By Anna Lothson
Financially speaking, there's significant work to be done for Oak Park, according to the 2011 audit report, but compared to recent years, the village is moving in the right direction.
For one thing, the village has a positive general fund balance. Although it took a large hit because of a one-time payment related to a settlement of the TIF litigation, the village's unrestricted fund balance at the end of 2011 was around $1.73 million. In comparison, in 2006, that number was more than $3.1 million in the red.
Those numbers, along with the remaining 216 page financial report, were discussed at length at a finance committee meeting and a special board meeting held consecutively Monday night.
"It's helpful to note that it's a clean audit and we feel good about the progress that's being made in a number of areas," President David Pope said. "And at the same time stand ready to be able to support the finance department as needed to be able to help make additional improvements to make sure that we really are getting to the point where we want to be."
After hearing the financial report, Pope stressed the village has made strong efforts to keep up with increasing expenses like pension funds to make up for one of multiple shortfalls coming from the state government.
The biggest factor negatively impacting the general fund in the past 10 years has been advances to the parking fund, but the 2011 audit shows the parking fund has begun to pay down advances the general fund that accumulated of the past several fiscal years, according to the report. Interim Village Manager Cara Pavlicek explained the parking fund issues stemmed from debt service obligations taken on after the village built parking garages. Overall, the parking demand didn't keep up with the revenue needed to balance those expenses.
Despite the parking fund issues, the financial highlights in the report show a positive trend for net assets and other governmental activities.
Overall, the report details that the village's total net assets increased by around $320,000, and the governmental activities portion of net assets decreased by around $550,000. Cash investments increased by more than $5 million and unrestricted net assets increased from a negative $9.7 million to a positive $1.9 million.
"You actually added to your infrastructure," said Daniel Burge, a member of the village's audit team. "And to your capital assets."
The report explained that the village's economic market is strong because of some key areas. These include having stable employment levels in the village, having a significantly higher medium income than the state and the county, having a combination of commercial and residential components, a strong sales tax collection, among a number of other improving village funds.
The focus to pay down the parking fund debt to the general fund will positively impact the village's net assets, according to the report, and the village's increasing ability in each fund to produce proper resources to cover its costs will help the village continue achieving financial health. The parking fund debt stirred a discussion among trustees at the finance committee meeting, but board members agreed it was an issue needing to be addressed in depth at a further date.
In 2007 the parking fund owed more than $10 million to the general fund; that amount as of 2011 was reduced to around $3.4 million. It's expected to be fully paid out by 2019 if the current payment rate continues.
The village's Chief Financial Officer Craig Lesner was applauded for his work on getting the audit completed under the state's June 30 deadline, especially since he was without two full-time staff positions in his department that have since been filled.

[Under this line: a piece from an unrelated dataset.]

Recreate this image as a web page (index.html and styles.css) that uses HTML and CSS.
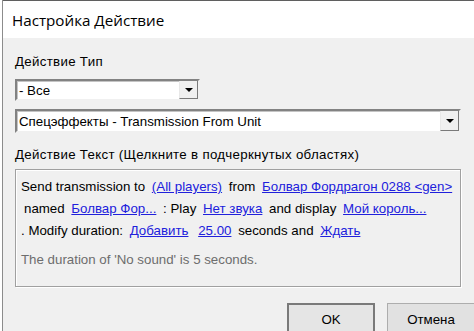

Lesner said his approach to tackling the issues identified in each year's audit is "prioritizing" issues and keeping the rest on the back burner.
Trustee John Hedges expressed some overall concerns, noting that he's heard the same language year after year when it comes to village finances. The 10-year-plan for dealing with certain financial funds, he said, is troublesome to him.
"I don't think we can continue to be vulnerable in some of these areas, he said. "If there needs to be more, we need to hear that."
Individual departments continually going over budget without board approval is one issue trustees expressed concern for, and as reported in the audit, there are departments where numbers aren't matching up with budgeted amounts. Pavlicek said the management team is working to raise the responsibility of individual departments when it comes to reporting and managing its numbers with the finance department.
Lesner said the audit management letter, which will be available on the village's website, is a critical document for residents who want to better understand the village's financial state and future goals.
It was noted by Burge that when the auditing team visited last year for the same process, the village was much less prepared and the auditors had to correct significantly more issues before the report was finalized.
For example, he said the day-to-day bookkeeping has "improved substantially," producing 20 percent better results those prior years.
"Overall, there's good improvement, but there's still a ways to go," Burge said. "But the ship seems to be moving in the right direction."